By the 1980s, low-tech toys were already falling out of fashion. Home video game consoles were the hot holiday gift in 1980, and as is the case with any new technology aimed at children, parents were apprehensive. To see how the world responded to the rise of gaming that year, check out the video below.
This clip from the ABC7 Eyewitness News vault shows news anchors reporting on the popularity of “electronic video games” more than four decades ago. These games didn’t have the sophisticated graphics or gameplay of today’s titles, but early adopters found plenty to love about them. As one reporter put it: “The kids like to see the action, the color, and they love hearing the noise.”
These consoles also lacked the capacity to depict realistic violence, but that didn’t stop them from spreading panic. According to the clip: “Some argue that players get so hypnotized by these games that they have little time for anything else.” One kid who spoke to reporters admitted to spending “six or seven” hours a day playing video games.

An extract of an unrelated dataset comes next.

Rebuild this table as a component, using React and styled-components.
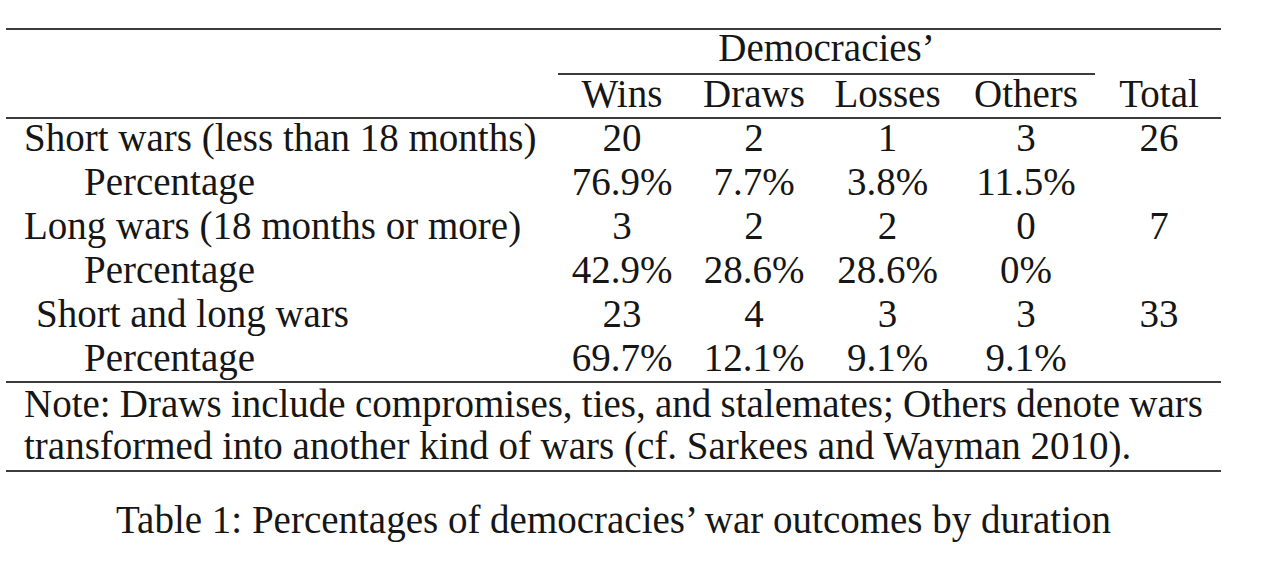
import styled, { createGlobalStyle } from "styled-components";

const GlobalStyle = createGlobalStyle`
  html, body {
    margin: 0;
    padding: 0;
    background: #ffffff;
  }
  body {
    font-family: "Liberation Serif", "Times New Roman", serif;
    color: #161616;
  }
`;

const Page = styled.div`
  width: 1280px;
  height: 563px;
  padding: 28px 0 0 6px;
  box-sizing: border-box;
  overflow: hidden;
`;

const Table = styled.div`
  display: grid;
  grid-template-columns: 550px 132px 132px 135px 142px 124px;
  width: 1215px;
  font-size: 39px;
`;

const Rule = styled.div`
  grid-column: ${(p) => p.$span || "1 / -1"};
  height: 2px;
  background: #3c3c3c;
  margin: 0 ${(p) => (p.$trim ? "2px" : "0")};
`;

const Cell = styled.div`
  grid-column: ${(p) => p.$span || "auto"};
  height: ${(p) => p.$h || 44}px;
  line-height: ${(p) => p.$lh || 38}px;
  text-align: center;
  white-space: nowrap;
`;

const Label = styled(Cell)`
  grid-column: 1;
  text-align: left;
  padding-left: ${(p) => p.$indent || 18}px;
`;

const Note = styled.div`
  grid-column: 1 / -1;
  padding: 0 18px;
`;

const NoteLine = styled.div`
  height: ${(p) => p.$h || 42}px;
  line-height: 42px;
  white-space: nowrap;
  word-spacing: ${(p) => (p.$justify ? "-1px" : "0")};
  text-align: ${(p) => (p.$justify ? "justify" : "left")};
  text-align-last: ${(p) => (p.$justify ? "justify" : "left")};
`;

const Caption = styled.div`
  width: 1215px;
  margin-top: 27px;
  line-height: 42px;
  font-size: 39px;
  text-align: center;
`;

const rows = [
  { label: "Short wars (less than 18 months)", indent: 18, vals: ["20", "2", "1", "3", "26"] },
  { label: "Percentage", indent: 78, vals: ["76.9%", "7.7%", "3.8%", "11.5%", ""] },
  { label: "Long wars (18 months or more)", indent: 18, vals: ["3", "2", "2", "0", "7"] },
  { label: "Percentage", indent: 78, vals: ["42.9%", "28.6%", "28.6%", "0%", ""] },
  { label: "Short and long wars", indent: 30, vals: ["23", "4", "3", "3", "33"] },
  { label: "Percentage", indent: 78, vals: ["69.7%", "12.1%", "9.1%", "9.1%", ""], h: 42 },
];

const heads = ["Wins", "Draws", "Losses", "Others", "Total"];

export default function App() {
  return (
    <Page>
      <GlobalStyle />
      <Table>
        <Rule />

        <Cell $span="1" $h={43} $lh={36} />
        <Cell $span="2 / 6" $h={43} $lh={36}>
          Democracies’
        </Cell>
        <Cell $span="6" $h={43} />

        <Rule $span="2 / 6" $trim />

        <Cell $span="1" $h={42} />
        {heads.map((h) => (
          <Cell key={h} $h={42}>
            {h}
          </Cell>
        ))}

        <Rule />

        {rows.map((r, i) => [
          <Label key={`l${i}`} $indent={r.indent} $h={r.h}>
            {r.label}
          </Label>,
          ...r.vals.map((v, j) => (
            <Cell key={`c${i}-${j}`} $h={r.h}>
              {v}
            </Cell>
          )),
        ])}

        <Rule />

        <Note>
          <NoteLine $justify>
            Note: Draws include compromises, ties, and stalemates; Others denote wars
          </NoteLine>
          <NoteLine $h={45}>
            transformed into another kind of wars (cf. Sarkees and Wayman 2010).
          </NoteLine>
        </Note>

        <Rule />
      </Table>
      <Caption>Table 1: Percentages of democracies’ war outcomes by duration</Caption>
    </Page>
  );
}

Despite fears over screen addiction, video games have remained a perennial item on holidays wishlists. Nintendo debuted the NES in the U.S. in 1985, and the Gameboy arrived four years later. And while tearing kids away from their controllers can be just as hard today as it was in the ’80s, the technology does offer some benefits. Playing video games has been shown to boost your vision, your hand-eye-coordination, and your leadership skills.